Re Linda Geddes’ piece on face coverings (Is it time to ditch cloth face masks for FFP2 or next-generation alternatives?, 28 January), I pass on this observation. My partner and I were on a bus the other week. I was wearing an FFP2 respirator, my partner a cloth face covering. A woman at the front of the bus sprayed herself with perfume. My partner smelt the perfume and I only smelt ethanol. Vapours (ethanol) will pass through an FFP2 respirator, but most particles and droplets (perfume) won’t. The cloth face covering is really to protect other people from you, not you from others.

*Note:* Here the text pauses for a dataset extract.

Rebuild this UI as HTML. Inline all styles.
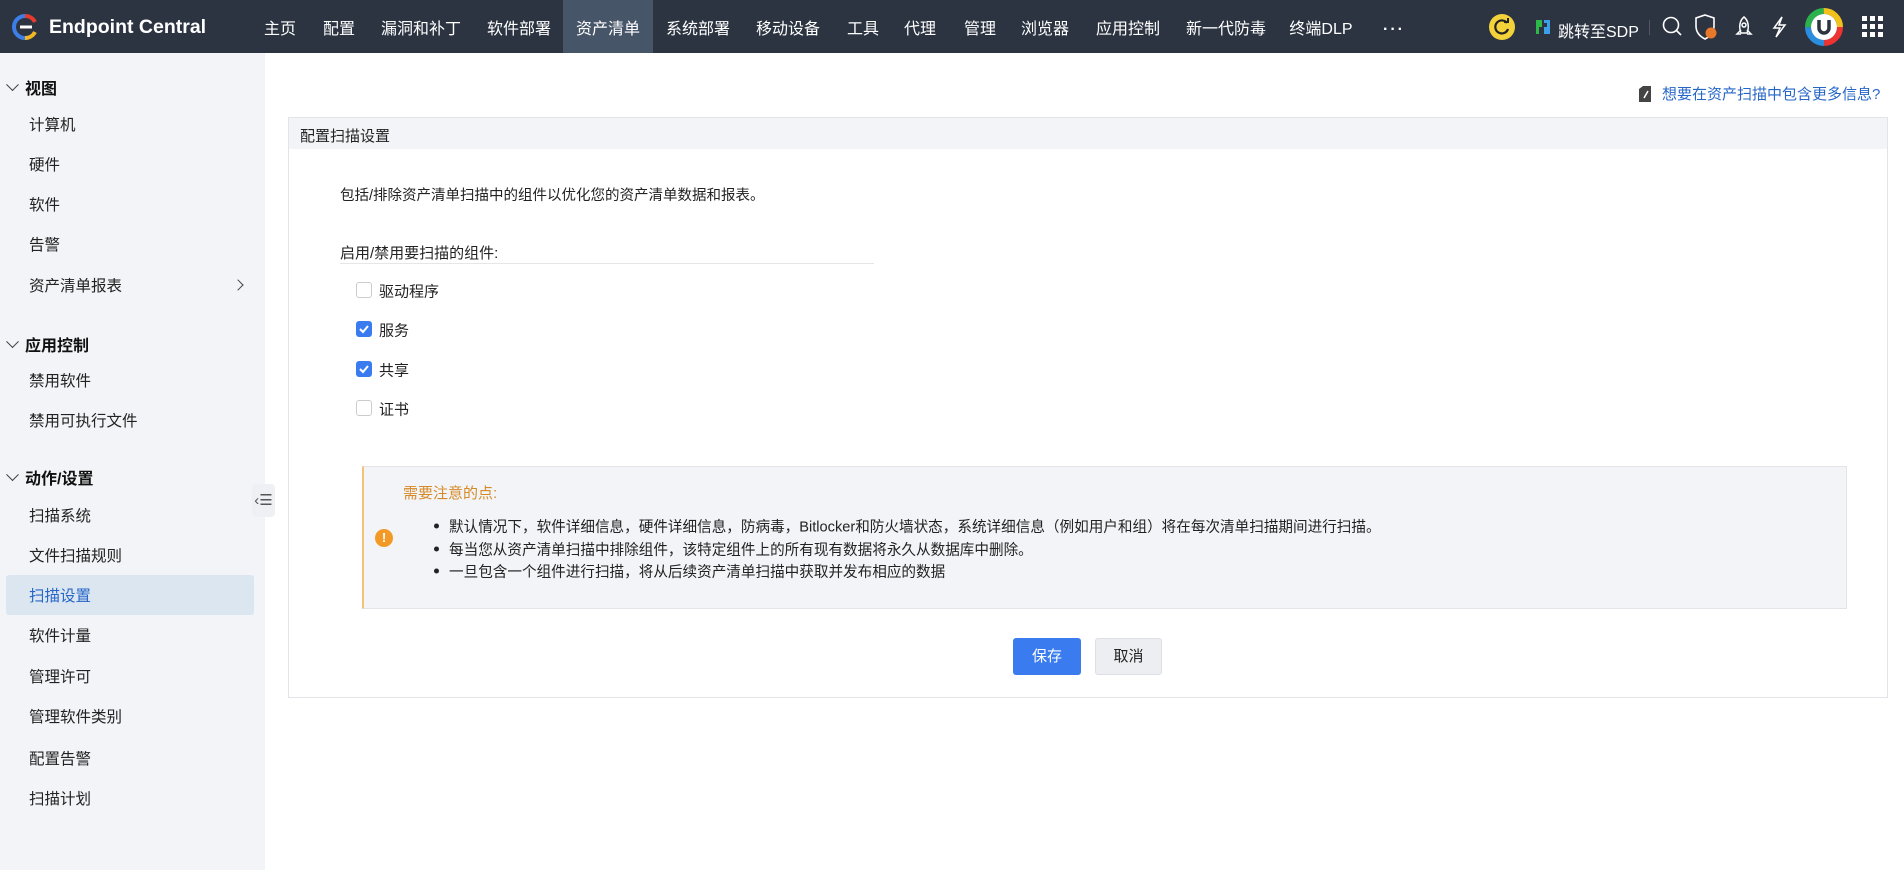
<!DOCTYPE html>
<html><head><meta charset="utf-8"><style>
*{margin:0;padding:0;box-sizing:border-box}
body{width:1904px;height:870px;background:#fff;font-family:"Liberation Sans","Noto Sans CJK SC",sans-serif;color:#222;position:relative;overflow:hidden}
.a{position:absolute;white-space:nowrap}
.hdr{position:absolute;left:0;top:0;width:1904px;height:53px;background:#2c3442}
.nav{position:absolute;top:27px;transform:translate(-50%,-50%);color:#fff;font-size:16px}
.side{position:absolute;left:0;top:53px;width:265px;height:817px;background:#f3f4f8}
.si{position:absolute;left:29px;transform:translateY(-50%);font-size:15.5px;color:#222}
.sh{position:absolute;left:25px;transform:translateY(-50%);font-size:16px;font-weight:bold;color:#111}
.chev{position:absolute;left:8px;width:9px;height:9px;border-right:1.5px solid #444;border-bottom:1.5px solid #444;transform:translateY(-75%) rotate(45deg)}
.cb{position:absolute;left:356px;width:16px;height:16px;border:1px solid #ccc;border-radius:3px;background:#fff}
.cb.on{background:#3a7cf0;border-color:#3a7cf0}
.cl{position:absolute;left:379px;transform:translateY(-50%);font-size:15px}
.bl{position:absolute;left:449px;transform:translateY(-50%);font-size:14.6px;color:#222}
.dot{position:absolute;left:434px;width:5px;height:5px;border-radius:50%;background:#222;transform:translateY(-50%)}
</style></head><body>
<div class="hdr"></div>
<svg class="a" style="left:12px;top:14px" width="26" height="26" viewBox="0 0 26 26"><path d="M13 2 A11 11 0 0 0 2 13" stroke="#3d7ee8" stroke-width="4" fill="none"/><path d="M2 13 A11 11 0 0 0 13 24" stroke="#3d7ee8" stroke-width="4" fill="none"/><path d="M13 2 A11 11 0 0 1 23 8" stroke="#e63b2e" stroke-width="4" fill="none"/><path d="M23 18 A11 11 0 0 1 13 24" stroke="#f2b824" stroke-width="4" fill="none"/><path d="M8 13 H20" stroke="#fff" stroke-width="3"/></svg>
<div class="a" style="left:49px;top:16px;color:#fff;font-size:19.5px;font-weight:bold">Endpoint Central</div>
<div class="a" style="left:563px;top:0;width:90px;height:53px;background:#475569"></div>
<div class="nav" style="left:280px">主页</div>
<div class="nav" style="left:339px">配置</div>
<div class="nav" style="left:421px">漏洞和补丁</div>
<div class="nav" style="left:519px">软件部署</div>
<div class="nav" style="left:608px">资产清单</div>
<div class="nav" style="left:698px">系统部署</div>
<div class="nav" style="left:788px">移动设备</div>
<div class="nav" style="left:863px">工具</div>
<div class="nav" style="left:920px">代理</div>
<div class="nav" style="left:980px">管理</div>
<div class="nav" style="left:1045px">浏览器</div>
<div class="nav" style="left:1128px">应用控制</div>
<div class="nav" style="left:1226px">新一代防毒</div>
<div class="nav" style="left:1321px">终端DLP</div>
<div class="nav" style="left:1394px;top:30px;font-weight:bold;letter-spacing:2px">···</div>
<svg class="a" style="left:1488px;top:13px" width="28" height="28" viewBox="0 0 28 28"><circle cx="14" cy="14" r="13" fill="#f4d33a"/><path d="M19 10 A6.5 6.5 0 1 0 20 16" stroke="#222" stroke-width="2.2" fill="none"/><path d="M16 9 L20 9 L20 5" stroke="#222" stroke-width="2" fill="none"/></svg>
<svg class="a" style="left:1534px;top:18px" width="18" height="18" viewBox="0 0 18 18"><path d="M2 2 H8 V9 H5 V16 H2 Z" fill="#2db84a"/><path d="M10 2 H16 V16 H10 V9 H13 V5 H10Z" fill="#3aa0e8"/></svg>
<div class="a" style="left:1558px;top:18px;color:#fff;font-size:16px">跳转至SDP</div>
<div class="a" style="left:1649px;top:20px;width:1px;height:15px;background:#556"></div>
<svg class="a" style="left:1661px;top:15px" width="22" height="22" viewBox="0 0 22 22" fill="none" stroke="#fff" stroke-width="1.6"><circle cx="10" cy="10" r="7.5"/><path d="M15.5 15.5 L20 20"/></svg>
<svg class="a" style="left:1694px;top:13px" width="26" height="28" viewBox="0 0 26 28"><path d="M11 2 L20 5 V13 C20 20 15 24 11 26 C7 24 2 20 2 13 V5 Z" fill="none" stroke="#fff" stroke-width="1.6"/><circle cx="17" cy="20" r="5.5" fill="#e8792b"/></svg>
<svg class="a" style="left:1734px;top:15px" width="20" height="24" viewBox="0 0 20 24" fill="none" stroke="#fff" stroke-width="1.5"><path d="M10 2 C15 6 15 13 13 18 H7 C5 13 5 6 10 2Z"/><circle cx="10" cy="10" r="2"/><path d="M7 15 L3 19 H7 M13 15 L17 19 H13"/></svg>
<svg class="a" style="left:1770px;top:15px" width="18" height="24" viewBox="0 0 18 24" fill="none" stroke="#fff" stroke-width="1.5"><path d="M12 2 L4 13 H10 L6 22 L15 10 H9 Z"/></svg>
<svg class="a" style="left:1804px;top:7px" width="40" height="40" viewBox="0 0 40 40"><circle cx="20" cy="20" r="16" fill="none" stroke="#e33" stroke-width="6" stroke-dasharray="25 100"/><circle cx="20" cy="20" r="16" fill="none" stroke="#2a8de0" stroke-width="6" stroke-dasharray="0 25 25 100"/><circle cx="20" cy="20" r="16" fill="none" stroke="#2bb24c" stroke-width="6" stroke-dasharray="0 50 25 100"/><circle cx="20" cy="20" r="16" fill="none" stroke="#f2c21b" stroke-width="6" stroke-dasharray="0 75 26 100"/><circle cx="20" cy="20" r="13" fill="#fff"/><path d="M15 13 V21 A5 5 0 0 0 25 21 V13" stroke="#2c3442" stroke-width="3.5" fill="none"/></svg>
<svg class="a" style="left:1862px;top:16px" width="22" height="22" viewBox="0 0 22 22" fill="#fff"><rect x="0" y="0" width="5" height="5"/><rect x="8" y="0" width="5" height="5"/><rect x="16" y="0" width="5" height="5"/><rect x="0" y="8" width="5" height="5"/><rect x="8" y="8" width="5" height="5"/><rect x="16" y="8" width="5" height="5"/><rect x="0" y="16" width="5" height="5"/><rect x="8" y="16" width="5" height="5"/><rect x="16" y="16" width="5" height="5"/></svg>

<div class="side"></div>
<div class="chev" style="top:87px"></div><div class="sh" style="top:87px">视图</div>
<div class="si" style="top:124px">计算机</div>
<div class="si" style="top:164px">硬件</div>
<div class="si" style="top:204px">软件</div>
<div class="si" style="top:244px">告警</div>
<div class="si" style="top:285px">资产清单报表</div>
<div class="a" style="left:234px;top:281px;width:8px;height:8px;border-right:1.5px solid #444;border-top:1.5px solid #444;transform:rotate(45deg)"></div>
<div class="chev" style="top:344px"></div><div class="sh" style="top:344px">应用控制</div>
<div class="si" style="top:380px">禁用软件</div>
<div class="si" style="top:420px">禁用可执行文件</div>
<div class="chev" style="top:477px"></div><div class="sh" style="top:477px">动作/设置</div>
<div class="si" style="top:515px">扫描系统</div>
<div class="si" style="top:555px">文件扫描规则</div>
<div class="a" style="left:6px;top:575px;width:248px;height:40px;background:#dce6f1;border-radius:3px"></div>
<div class="si" style="top:595px;color:#2566c7">扫描设置</div>
<div class="si" style="top:635px">软件计量</div>
<div class="si" style="top:676px">管理许可</div>
<div class="si" style="top:716px">管理软件类别</div>
<div class="si" style="top:758px">配置告警</div>
<div class="si" style="top:798px">扫描计划</div>
<div class="a" style="left:252px;top:484px;width:23px;height:33px;background:#eef0f4;border-radius:4px;font-size:15px;color:#555;text-align:center;line-height:33px">‹☰</div>

<svg class="a" style="left:1637px;top:85px" width="16" height="18" viewBox="0 0 16 18"><path d="M2 4 L6 1 H14 V17 H2Z" fill="#444"/><path d="M7 13 L11 6" stroke="#fff" stroke-width="1.5"/></svg>
<div class="a" style="left:1662px;top:83px;font-size:15px;color:#2566c7">想要在资产扫描中包含更多信息?</div>

<div class="a" style="left:288px;top:117px;width:1600px;height:581px;border:1px solid #e2e4e8"></div>
<div class="a" style="left:289px;top:118px;width:1598px;height:31px;background:#f3f4f8"></div>
<div class="a" style="left:300px;top:125px;font-size:15px;color:#222">配置扫描设置</div>
<div class="a" style="left:340px;top:184px;font-size:14.5px">包括/排除资产清单扫描中的组件以优化您的资产清单数据和报表。</div>
<div class="a" style="left:340px;top:242px;font-size:15px">启用/禁用要扫描的组件:</div>
<div class="a" style="left:340px;top:263px;width:534px;height:1px;background:#e6e6e6"></div>
<div class="cb" style="top:282px"></div><div class="cl" style="top:291px">驱动程序</div>
<div class="cb on" style="top:321px"><svg width="14" height="14" viewBox="0 0 14 14"><path d="M3 7 L6 10 L11 4" stroke="#fff" stroke-width="2" fill="none"/></svg></div><div class="cl" style="top:330px">服务</div>
<div class="cb on" style="top:361px"><svg width="14" height="14" viewBox="0 0 14 14"><path d="M3 7 L6 10 L11 4" stroke="#fff" stroke-width="2" fill="none"/></svg></div><div class="cl" style="top:370px">共享</div>
<div class="cb" style="top:400px"></div><div class="cl" style="top:409px">证书</div>

<div class="a" style="left:362px;top:466px;width:1485px;height:143px;background:#f3f4f8;border:1px solid #e2e4e8;border-left:2px solid #f5c27a"></div>
<div class="a" style="left:403px;top:482px;font-size:15px;color:#d68a26">需要注意的点:</div>
<div class="a" style="left:375px;top:529px;width:18px;height:18px;border-radius:50%;background:#f39a26;color:#fff;font-size:13px;font-weight:bold;text-align:center;line-height:18px">!</div>
<div class="dot" style="top:526px"></div><div class="bl" style="top:526px">默认情况下，软件详细信息，硬件详细信息，防病毒，Bitlocker和防火墙状态，系统详细信息（例如用户和组）将在每次清单扫描期间进行扫描。</div>
<div class="dot" style="top:549px"></div><div class="bl" style="top:549px">每当您从资产清单扫描中排除组件，该特定组件上的所有现有数据将永久从数据库中删除。</div>
<div class="dot" style="top:571px"></div><div class="bl" style="top:571px">一旦包含一个组件进行扫描，将从后续资产清单扫描中获取并发布相应的数据</div>

<div class="a" style="left:1013px;top:638px;width:68px;height:37px;background:#3a7cf0;border-radius:3px;color:#fff;font-size:15px;text-align:center;line-height:37px">保存</div>
<div class="a" style="left:1095px;top:638px;width:67px;height:37px;background:#eceef1;border:1px solid #dcdfe4;border-radius:3px;color:#222;font-size:15px;text-align:center;line-height:35px">取消</div>
</body></html>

She wears an FFP2 now.
Mike Williams
Swindon
• Re English idioms (Letters, 28 January), I recall some salty gems from my 1950s childhood in south Lincolnshire: “She’s all Queen Anne front and Mary Anne back”; “He’s as odd as Oliver’s arse”; “His eyes stood out like chapel hat pegs”; “He tears round the place like a closet with the lid off”; “She’s as airy-fairy as a fart in a colander”.
Tom Jones
Birmingham
• My friend once said to me when I was extolling the virtues of Bruce Springsteen: “He does as much for me as a corpse in the next room.”
Helen Romaine
Melksham, Wiltshire
• On Friday I bought a bunch of British daffodils at my local Aldi for 89p and my sister in Germany bought a bunch of British daffodils at her local Aldi for 67 cents. Could this be another of those great trade deals set up by Liz Truss?
Gale Carruthers
Norwich
• Would now be a good time to ask whether Trident really is such a great deterrent against Russian aggression?